Data on the environmental impacts of buildings is generally consistent throughout the world [World Watch 1995, UNEP 2009]. The construction and operation of buildings account for approximately 40% of the global energy use. For the OECD nations only, about 25% to 40% of anthropogenic greenhouse gas emissions are related to buildings; 40% to 95% of these emissions are caused by operational energy use with the remainder being caused by construction and demolition [de Wilde and Coley 2012].
Building and construction in general embody burdens (energy, resources, and emissions) beyond the simple resources accounted for in the construction quantity take off. For example, they embodied energy which is the sum of all the energy required to extract, transport, process, and manufacture all the products used in a building plus the energy used to build it. To reduce the environmental impacts, the construction industry has slowly been transitioning from a linear construction process into cyclic one, with the intent to replace the use of raw materials with reused and recycled ones.
In addition to reducing non-renewable resource depletion, the cyclic process reduces habitat alteration, as well as the energy and emissions associated with the extraction and processing of raw resources.
The challenges of this transitioning are enormous as they imply changes in the way buildings are conceived, built, operated and maintained. Design approaches such as design for deconstruction (or design for disassembly) are being used more often [Kibert 2003]. In addition, new products are being developed based on renewable materials; while others are being promoted for enhancing operational performance, i.e. energy efficiency, indoor air quality, durability, etc. resulting in even greater environmental benefits. The uncertainties, however, arising from the multiple exogenous factors involved and the long term implications need to be assessed.
Moreover, climate change is one of the main challenges facing humankind in the 21st century. The performance of buildings depends on the climate they are exposed to. Their long life-time corresponds to the timescale to which the climate is expected to show substantial change [de Wilde and Coley 2012].
The Factor Four initiative at BCIT
Construction and demolition of buildings creates a tremendous amount of waste. Modular building techniques that enable design for deconstruction can help reduce the amount of waste that is generated when a building is demolished. A long term goal for the building industry is to achieve zero waste resulting from the built environment.

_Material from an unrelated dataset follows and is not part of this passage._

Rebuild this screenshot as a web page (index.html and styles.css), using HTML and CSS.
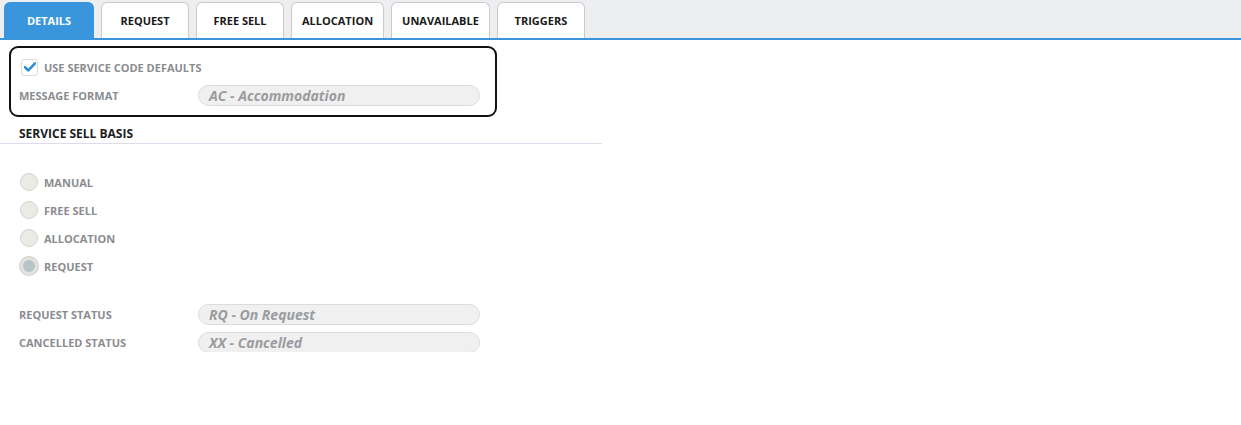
FILE: index.html
```html
<!DOCTYPE html>
<html lang="en">
<head>
    <meta charset="UTF-8">
    <title>Service Details</title>
    <link rel="stylesheet" href="styles.css">
</head>
<body>
<div class="tab-bar">
    <div class="tab active">DETAILS</div>
    <div class="tab">REQUEST</div>
    <div class="tab">FREE SELL</div>
    <div class="tab">ALLOCATION</div>
    <div class="tab">UNAVAILABLE</div>
    <div class="tab">TRIGGERS</div>
</div>

<div class="page">
    <div class="defaults-box">
        <label class="check-row">
            <span class="checkbox">
                <svg width="12" height="10" viewBox="0 0 12 10"><path d="M1 5.2 L4.3 8.4 L11 1.4" fill="none" stroke="#2f8fd8" stroke-width="2.6" stroke-linecap="round" stroke-linejoin="round"/></svg>
            </span>
            <span class="field-label">USE SERVICE CODE DEFAULTS</span>
        </label>
        <div class="field-row">
            <span class="field-label name">MESSAGE FORMAT</span>
            <div class="pill-input">AC - Accommodation</div>
        </div>
    </div>

    <div class="section-title">SERVICE SELL BASIS</div>

    <div class="radio-list">
        <div class="radio-row"><span class="radio"></span><span class="field-label">MANUAL</span></div>
        <div class="radio-row"><span class="radio"></span><span class="field-label">FREE SELL</span></div>
        <div class="radio-row"><span class="radio"></span><span class="field-label">ALLOCATION</span></div>
        <div class="radio-row"><span class="radio checked"></span><span class="field-label">REQUEST</span></div>
    </div>

    <div class="status-fields">
        <div class="field-row">
            <span class="field-label name">REQUEST STATUS</span>
            <div class="pill-input">RQ - On Request</div>
        </div>
        <div class="field-row">
            <span class="field-label name">CANCELLED STATUS</span>
            <div class="pill-input">XX - Cancelled</div>
        </div>
    </div>
</div>
</body>
</html>
```

FILE: styles.css
```css
body, html {
    font-family: 'Open Sans', 'Noto Sans', sans-serif;
    background-color: #ffffff;
    margin: 0;
    padding: 0;
    color: #1d1d1f;
}
.tab-bar {
    display: flex;
    align-items: flex-end;
    gap: 7px;
    height: 40px;
    padding: 0 0 0 4px;
    background-color: #eceef0;
    border-bottom: 2px solid #3a96dc;
    box-sizing: border-box;
}
.tab {
    height: 36px;
    display: flex;
    align-items: center;
    justify-content: center;
    padding: 0 10px;
    min-width: 88px;
    box-sizing: border-box;
    background-color: #ffffff;
    border: 1px solid #c9cccf;
    border-bottom: none;
    border-radius: 6px 6px 0 0;
    font-size: 11px;
    font-weight: 700;
    color: #1a1a1a;
}
.tab.active {
    background-color: #3a96dc;
    border-color: #3a96dc;
    color: #ffffff;
    min-width: 90px;
}
.page {
    padding: 6px 0 0 0;
}
.defaults-box {
    margin-left: 9px;
    width: 488px;
    height: 71px;
    box-sizing: border-box;
    border: 2px solid #111111;
    border-radius: 9px;
    padding: 10px 0 0 8px;
}
.field-label {
    font-size: 11px;
    font-weight: 700;
    color: #8a8c90;
}
.check-row {
    display: flex;
    align-items: center;
    gap: 6px;
    height: 18px;
    padding-left: 2px;
}
.checkbox {
    width: 17px;
    height: 17px;
    border: 1px solid #dcdcdc;
    border-radius: 3px;
    box-sizing: border-box;
    display: flex;
    align-items: center;
    justify-content: center;
}
.field-row {
    display: flex;
    align-items: center;
    height: 20px;
}
.defaults-box .field-row {
    margin-top: 9px;
}
.field-row .name {
    width: 179px;
}
.pill-input {
    width: 282px;
    height: 21px;
    box-sizing: border-box;
    border: 1px solid #dcdcdc;
    border-radius: 11px;
    background-color: #f0f0f0;
    padding: 0 10px;
    font-size: 14px;
    font-weight: 700;
    font-style: italic;
    color: #9a9c9f;
    line-height: 19px;
}
.section-title {
    font-size: 12px;
    font-weight: 700;
    color: #1d1d1f;
    padding: 8px 0 1px 19px;
    width: 602px;
    box-sizing: border-box;
    border-bottom: 1px solid #dedbea;
}
.radio-list {
    padding: 29px 0 0 20px;
    display: flex;
    flex-direction: column;
    gap: 10px;
}
.radio-row {
    display: flex;
    align-items: center;
    gap: 6px;
    height: 18px;
}
.radio {
    width: 18px;
    height: 18px;
    border-radius: 50%;
    box-sizing: border-box;
    border: 1px solid #d2d4d0;
    background-color: #ebebe5;
}
.radio.checked {
    border: 3px solid #e2e3df;
    background-color: #b6c4c6;
    box-shadow: 0 0 0 1px #cfd1cd;
}
.status-fields {
    padding: 29px 0 0 19px;
    display: flex;
    flex-direction: column;
    gap: 8px;
}
```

Three buildings in the Factor Four initiative (NE2, NE4 and NE6) are constructed entirely from re-purposed building materials. These buildings were originally constructed for use as hangers in the United Kingdom. After the end of World War II the buildings were deconstructed and the materials were sent to British Columbia, Canada for reconstruction as our Joinery (NE2), Carpentry (NE4) and Piping (NE6) educational buildings on BCIT’s Burnaby Campus. That means the buildings have enjoyed a very long lifecycle and as a result they have super low embodied energy.
BCIT’s Building Science Centre and the Graduate Degree Program in Building Science have sustainability as a core value. Courses are offered that incorporate aspects such as the durability and life-cycle assessment of materials (BSCI 9020 Building Materials, BSCI 9000 Building Science 1), materials emissions and indoor air quality (BSCI 9170 Ventilation and Indoor Air Quality), energy efficiency and renewable energy technologies (BSCI 9130 Building Energy Performance), and passive design (BSCI 9100 Building Science 2). Applied research on alternative building materials, such as phase-change materials, and the integration of more climate-responsive building technologies, such as advanced glazing technologies, is also being undertaken.
The School of Construction and the Environment’s Civil Engineering Program also conducts applied research to test the strength and durability of various building materials including structural concrete and pervious pavement.
Incorporating sustainability in the materials used to deliver BCIT educational programs can be traced to efforts by BCIT’s Joinery Program which in 2006 decided to begin phasing out all toxic substances and increase the use of Forest Stewardship Council certified wood. Today, the Joinery Program only uses water-based solvents and non-added ureah formaldehyde products. This means that the students learn in a toxic-free environment, their projects (cabinetry and furniture) is low-impact to the environment, and the wood waste generated from their educational activities is clean.
De Wilde and Coley (2012). The Implications of a Changing Climate for Buildings; Journal of Building and Environment, Vol. 55, Elsevier, pp. 1-7.
Kibert C. (2003). Deconstruction: the Start of a Sustainable Materials Strategy for the Built Environment; UNEP Industry and Environment, April – September 2003.
UNEP (2009). United Nations Environment Programme (UNEP). Buildings and Climate Change: Summary forDecision-Makers; UNEP Sustainable Building and Climate Initiative: Paris, France, 2009; pp. 2–11. Available online: http://www.unep.org/sbci/pdfs/SBCI-BCCSummary.pdf (accessed on November 2012).
World Watch (1995). Worldwatch Paper #124: A Building Revolution: How Ecology and Health Concerns Are Transforming Construction; by David Malin Roodman and Nicholas Lenssen.